:: YOUR INSTRUCTIONS ::
Transcribe every entry word for word. Skip the pictures.

:: Front-end source files ::
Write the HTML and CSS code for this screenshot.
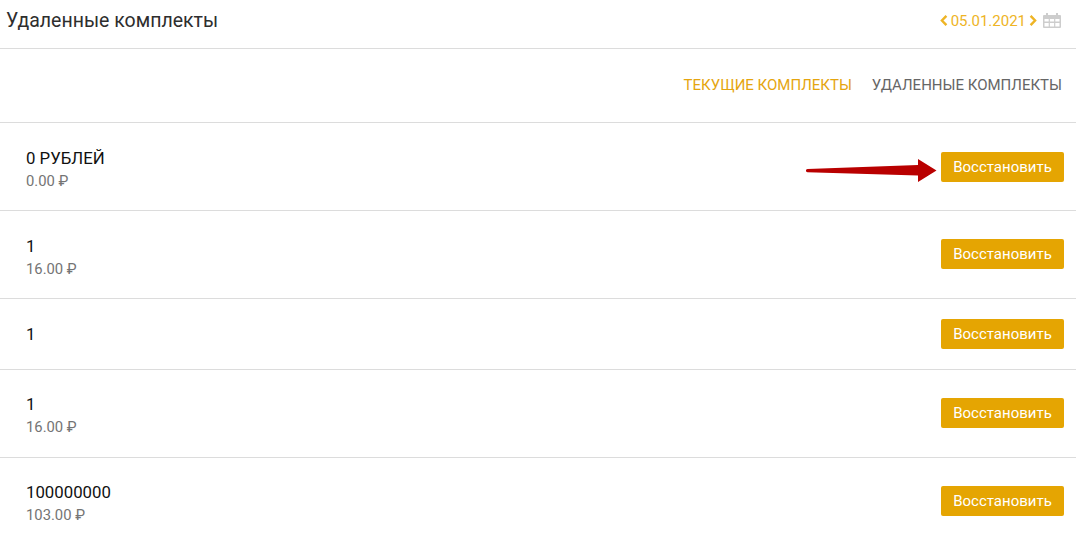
FILE: index.html
```html
<!DOCTYPE html>
<html lang="ru">
<head>
<meta charset="utf-8">
<title>Удаленные комплекты</title>
<link rel="stylesheet" href="styles.css">
</head>
<body>
<header class="topbar">
  <h1 class="title">Удаленные комплекты</h1>
  <div class="date">
    <svg class="chev" width="8" height="11" viewBox="0 0 8 11"><path d="M6.4.8 1.9 5.5l4.5 4.7" fill="none" stroke="currentColor" stroke-width="2.4"/></svg>
    <span>05.01.2021</span>
    <svg class="chev" width="8" height="11" viewBox="0 0 8 11"><path d="M1.6.8l4.5 4.7-4.5 4.7" fill="none" stroke="currentColor" stroke-width="2.4"/></svg>
    <svg class="cal" width="18" height="15" viewBox="0 0 18 15"><path fill="#cdcdcd" d="M1 2h2V0h2v2h8V0h2v2h2a1 1 0 0 1 1 1v11a1 1 0 0 1-1 1H1a1 1 0 0 1-1-1V3a1 1 0 0 1 1-1z"/><path fill="#fff" d="M1.5 6h4.2v2.6H1.5zM6.9 6h4.2v2.6H6.9zM12.3 6h4.2v2.6h-4.2zM1.5 10h4.2v3.4H1.5zM6.9 10h4.2v3.4H6.9zM12.3 10h4.2v3.4h-4.2z"/></svg>
  </div>
</header>
<nav class="tabs">
  <a class="tab tab-active">ТЕКУЩИЕ КОМПЛЕКТЫ</a>
  <a class="tab">УДАЛЕННЫЕ КОМПЛЕКТЫ</a>
</nav>
<main>
  <section class="row">
    <div class="info"><div class="name">0 РУБЛЕЙ</div><div class="price">0.00 ₽</div></div>
    <svg class="arrow" width="132" height="26" viewBox="0 0 132 26"><path fill="#b90000" d="M2.5 11 113 7V1l18.5 11.5L113 24v-6.5L2.5 14.2a1.6 1.6 0 0 1 0-3.2z"/></svg>
    <button class="btn">Восстановить</button>
  </section>
  <section class="row">
    <div class="info"><div class="name">1</div><div class="price">16.00 ₽</div></div>
    <button class="btn">Восстановить</button>
  </section>
  <section class="row row-short">
    <div class="info"><div class="name">1</div></div>
    <button class="btn">Восстановить</button>
  </section>
  <section class="row">
    <div class="info"><div class="name">1</div><div class="price">16.00 ₽</div></div>
    <button class="btn">Восстановить</button>
  </section>
  <section class="row">
    <div class="info"><div class="name">100000000</div><div class="price">103.00 ₽</div></div>
    <button class="btn">Восстановить</button>
  </section>
</main>
</body>
</html>
```
FILE: styles.css
```css
* { box-sizing: border-box; }
html, body { margin: 0; height: 100%; overflow: hidden; }
body { background: #fff; font-family: Roboto, "Liberation Sans", sans-serif; color: #222; }
.topbar {
  height: 49px;
  border-bottom: 1px solid #dcdcdc;
  display: flex;
  align-items: center;
  justify-content: space-between;
  padding: 0 15px 7px 6px;
}
.title { margin: 0; font-size: 19.5px; font-weight: 400; color: #2e2e2e; }
.date { display: flex; align-items: center; gap: 3px; color: #eeb425; font-size: 15px; }
.chev { display: block; }
.cal { display: block; margin-left: 3px; }
.tabs {
  height: 74.4px;
  border-bottom: 1px solid #dcdcdc;
  display: flex;
  justify-content: flex-end;
  align-items: flex-start;
  gap: 20px;
  padding: 27px 14px 0 0;
}
.tab { font-size: 15px; line-height: 18px; color: #666; }
.tab-active { color: #e5a50f; }
.row {
  position: relative;
  height: 87.7px;
  border-bottom: 1px solid #dcdcdc;
  display: flex;
  align-items: center;
  justify-content: space-between;
  padding: 0 12px 0 26px;
}
.row-short { height: 71.1px; }
.info { display: flex; flex-direction: column; }
.name { font-size: 16.8px; line-height: 24px; color: #111; }
.price { font-size: 14.8px; line-height: 23px; color: #747474; margin-bottom: -5.5px; }
.btn {
  border: 0;
  border-radius: 2px;
  background: #e5a502;
  color: #fff;
  font-family: inherit;
  font-size: 15px;
  height: 30px;
  width: 123px;
  padding: 0;
}
.arrow { position: absolute; left: 805px; top: 35px; }
```
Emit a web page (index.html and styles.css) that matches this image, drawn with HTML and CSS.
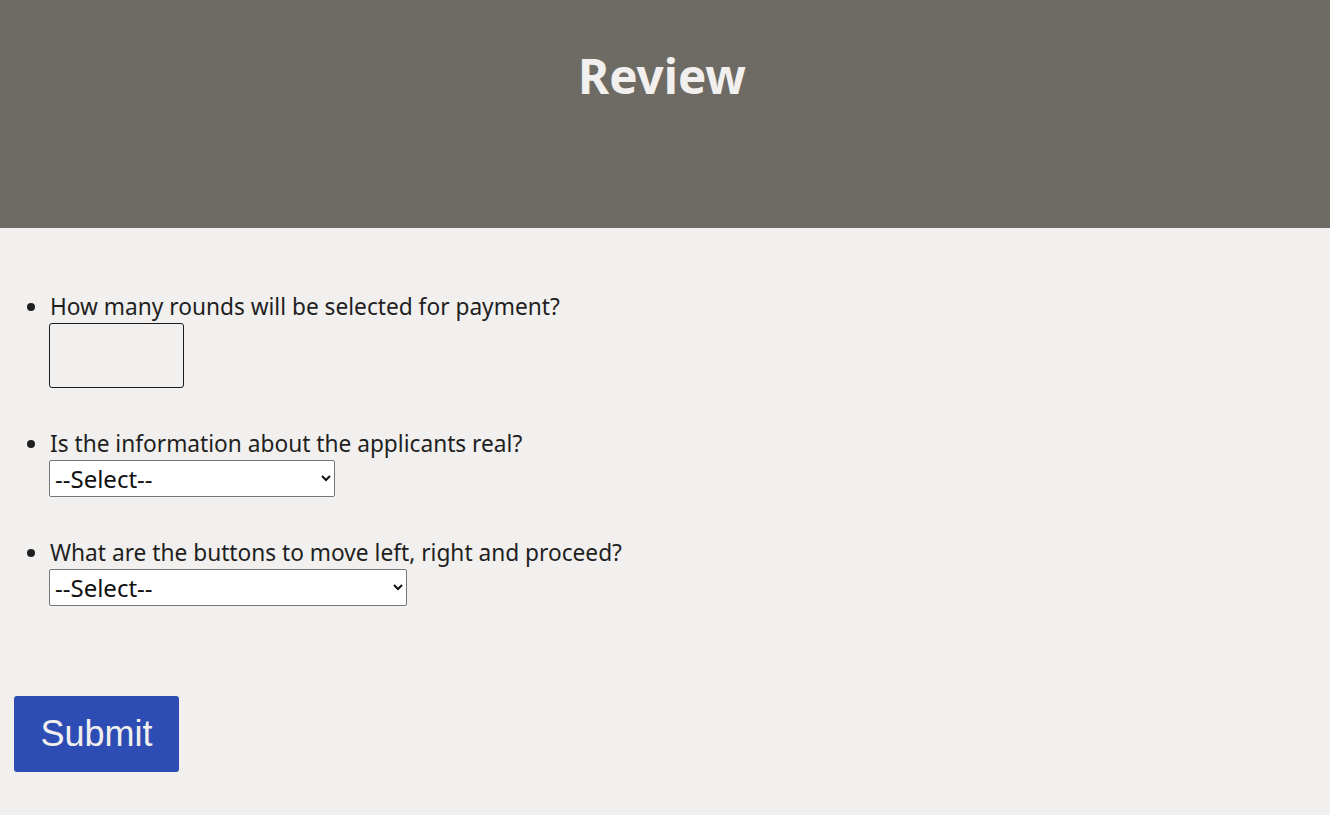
FILE: index.html
```html
<!DOCTYPE html>
<html>
<head>
<meta charset="utf-8">
<link rel="stylesheet" href="styles.css">
</head>
<body>
<header class="top">
  <h1 class="title">Review</h1>
</header>
<main class="content">
  <ul class="questions">
    <li class="q">
      <label class="q-label">How many rounds will be selected for payment?</label>
      <input class="q-num" type="text">
    </li>
    <li class="q">
      <label class="q-label">Is the information about the applicants real?</label>
      <select class="q-select q-select-a"><option>--Select--</option></select>
    </li>
    <li class="q">
      <label class="q-label">What are the buttons to move left, right and proceed?</label>
      <select class="q-select q-select-b"><option>--Select--</option></select>
    </li>
  </ul>
  <button class="submit" type="button">Submit</button>
</main>
</body>
</html>
```

FILE: styles.css
```css
html, body {
  margin: 0;
  padding: 0;
  background: #f2f0ee;
  font-family: "Segoe UI", "Noto Sans", "Open Sans", sans-serif;
  color: #1f1f1f;
}
.top {
  height: 228px;
  background: #6e6b64;
  display: flex;
  justify-content: center;
}
.title {
  margin: 45px 6px 0 0;
  font-size: 47.5px;
  font-weight: 700;
  line-height: 62px;
  color: #f2f0ee;
}
.content {
  padding: 63px 14px 43px;
}
.questions {
  margin: 0;
  padding-left: 36px;
  font-size: 22.7px;
  line-height: 30px;
}
.q {
  margin-bottom: 40px;
}
.q:last-child {
  margin-bottom: 90px;
}
.q-label {
  display: block;
  padding-top: 1px;
}
.q-num {
  display: block;
  box-sizing: border-box;
  width: 135px;
  height: 65px;
  margin: 1px 0 0 -1px;
  border: 1px solid #1a1a1a;
  border-radius: 3px;
  background: #f2f0ee;
}
.q-select {
  display: block;
  box-sizing: border-box;
  height: 37px;
  margin: 1px 0 0 -1px;
  font-family: inherit;
  font-size: 24px;
  color: #111;
  background: #fff;
  border: 1px solid #767676;
  border-radius: 2px;
  padding: 0 2px 0 1px;
}
.q-select-a { width: 286px; }
.q-select-b { width: 358px; }
.submit {
  display: block;
  width: 165px;
  height: 76px;
  border: none;
  border-radius: 3px;
  background: #2d4db5;
  color: #f2f0ee;
  font-family: "Liberation Sans", Arial, sans-serif;
  font-size: 36px;
  padding: 0;
}
```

:: ANSWER TO THIS EXERCISE ::
Write the HTML and CSS code for this screenshot.
FILE: index.html
```html
<!DOCTYPE html>
<html lang="ru">
<head>
<meta charset="utf-8">
<title>Удаленные комплекты</title>
<link rel="stylesheet" href="styles.css">
</head>
<body>
<header class="topbar">
  <h1 class="title">Удаленные комплекты</h1>
  <div class="date">
    <svg class="chev" width="8" height="11" viewBox="0 0 8 11"><path d="M6.4.8 1.9 5.5l4.5 4.7" fill="none" stroke="currentColor" stroke-width="2.4"/></svg>
    <span>05.01.2021</span>
    <svg class="chev" width="8" height="11" viewBox="0 0 8 11"><path d="M1.6.8l4.5 4.7-4.5 4.7" fill="none" stroke="currentColor" stroke-width="2.4"/></svg>
    <svg class="cal" width="18" height="15" viewBox="0 0 18 15"><path fill="#cdcdcd" d="M1 2h2V0h2v2h8V0h2v2h2a1 1 0 0 1 1 1v11a1 1 0 0 1-1 1H1a1 1 0 0 1-1-1V3a1 1 0 0 1 1-1z"/><path fill="#fff" d="M1.5 6h4.2v2.6H1.5zM6.9 6h4.2v2.6H6.9zM12.3 6h4.2v2.6h-4.2zM1.5 10h4.2v3.4H1.5zM6.9 10h4.2v3.4H6.9zM12.3 10h4.2v3.4h-4.2z"/></svg>
  </div>
</header>
<nav class="tabs">
  <a class="tab tab-active">ТЕКУЩИЕ КОМПЛЕКТЫ</a>
  <a class="tab">УДАЛЕННЫЕ КОМПЛЕКТЫ</a>
</nav>
<main>
  <section class="row">
    <div class="info"><div class="name">0 РУБЛЕЙ</div><div class="price">0.00 ₽</div></div>
    <svg class="arrow" width="132" height="26" viewBox="0 0 132 26"><path fill="#b90000" d="M2.5 11 113 7V1l18.5 11.5L113 24v-6.5L2.5 14.2a1.6 1.6 0 0 1 0-3.2z"/></svg>
    <button class="btn">Восстановить</button>
  </section>
  <section class="row">
    <div class="info"><div class="name">1</div><div class="price">16.00 ₽</div></div>
    <button class="btn">Восстановить</button>
  </section>
  <section class="row row-short">
    <div class="info"><div class="name">1</div></div>
    <button class="btn">Восстановить</button>
  </section>
  <section class="row">
    <div class="info"><div class="name">1</div><div class="price">16.00 ₽</div></div>
    <button class="btn">Восстановить</button>
  </section>
  <section class="row">
    <div class="info"><div class="name">100000000</div><div class="price">103.00 ₽</div></div>
    <button class="btn">Восстановить</button>
  </section>
</main>
</body>
</html>
```
FILE: styles.css
```css
* { box-sizing: border-box; }
html, body { margin: 0; height: 100%; overflow: hidden; }
body { background: #fff; font-family: Roboto, "Liberation Sans", sans-serif; color: #222; }
.topbar {
  height: 49px;
  border-bottom: 1px solid #dcdcdc;
  display: flex;
  align-items: center;
  justify-content: space-between;
  padding: 0 15px 7px 6px;
}
.title { margin: 0; font-size: 19.5px; font-weight: 400; color: #2e2e2e; }
.date { display: flex; align-items: center; gap: 3px; color: #eeb425; font-size: 15px; }
.chev { display: block; }
.cal { display: block; margin-left: 3px; }
.tabs {
  height: 74.4px;
  border-bottom: 1px solid #dcdcdc;
  display: flex;
  justify-content: flex-end;
  align-items: flex-start;
  gap: 20px;
  padding: 27px 14px 0 0;
}
.tab { font-size: 15px; line-height: 18px; color: #666; }
.tab-active { color: #e5a50f; }
.row {
  position: relative;
  height: 87.7px;
  border-bottom: 1px solid #dcdcdc;
  display: flex;
  align-items: center;
  justify-content: space-between;
  padding: 0 12px 0 26px;
}
.row-short { height: 71.1px; }
.info { display: flex; flex-direction: column; }
.name { font-size: 16.8px; line-height: 24px; color: #111; }
.price { font-size: 14.8px; line-height: 23px; color: #747474; margin-bottom: -5.5px; }
.btn {
  border: 0;
  border-radius: 2px;
  background: #e5a502;
  color: #fff;
  font-family: inherit;
  font-size: 15px;
  height: 30px;
  width: 123px;
  padding: 0;
}
.arrow { position: absolute; left: 805px; top: 35px; }
```
Emit a web page (index.html and styles.css) that matches this image, drawn with HTML and CSS.
FILE: index.html
```html
<!DOCTYPE html>
<html>
<head>
<meta charset="utf-8">
<link rel="stylesheet" href="styles.css">
</head>
<body>
<header class="top">
  <h1 class="title">Review</h1>
</header>
<main class="content">
  <ul class="questions">
    <li class="q">
      <label class="q-label">How many rounds will be selected for payment?</label>
      <input class="q-num" type="text">
    </li>
    <li class="q">
      <label class="q-label">Is the information about the applicants real?</label>
      <select class="q-select q-select-a"><option>--Select--</option></select>
    </li>
    <li class="q">
      <label class="q-label">What are the buttons to move left, right and proceed?</label>
      <select class="q-select q-select-b"><option>--Select--</option></select>
    </li>
  </ul>
  <button class="submit" type="button">Submit</button>
</main>
</body>
</html>
```

FILE: styles.css
```css
html, body {
  margin: 0;
  padding: 0;
  background: #f2f0ee;
  font-family: "Segoe UI", "Noto Sans", "Open Sans", sans-serif;
  color: #1f1f1f;
}
.top {
  height: 228px;
  background: #6e6b64;
  display: flex;
  justify-content: center;
}
.title {
  margin: 45px 6px 0 0;
  font-size: 47.5px;
  font-weight: 700;
  line-height: 62px;
  color: #f2f0ee;
}
.content {
  padding: 63px 14px 43px;
}
.questions {
  margin: 0;
  padding-left: 36px;
  font-size: 22.7px;
  line-height: 30px;
}
.q {
  margin-bottom: 40px;
}
.q:last-child {
  margin-bottom: 90px;
}
.q-label {
  display: block;
  padding-top: 1px;
}
.q-num {
  display: block;
  box-sizing: border-box;
  width: 135px;
  height: 65px;
  margin: 1px 0 0 -1px;
  border: 1px solid #1a1a1a;
  border-radius: 3px;
  background: #f2f0ee;
}
.q-select {
  display: block;
  box-sizing: border-box;
  height: 37px;
  margin: 1px 0 0 -1px;
  font-family: inherit;
  font-size: 24px;
  color: #111;
  background: #fff;
  border: 1px solid #767676;
  border-radius: 2px;
  padding: 0 2px 0 1px;
}
.q-select-a { width: 286px; }
.q-select-b { width: 358px; }
.submit {
  display: block;
  width: 165px;
  height: 76px;
  border: none;
  border-radius: 3px;
  background: #2d4db5;
  color: #f2f0ee;
  font-family: "Liberation Sans", Arial, sans-serif;
  font-size: 36px;
  padding: 0;
}
```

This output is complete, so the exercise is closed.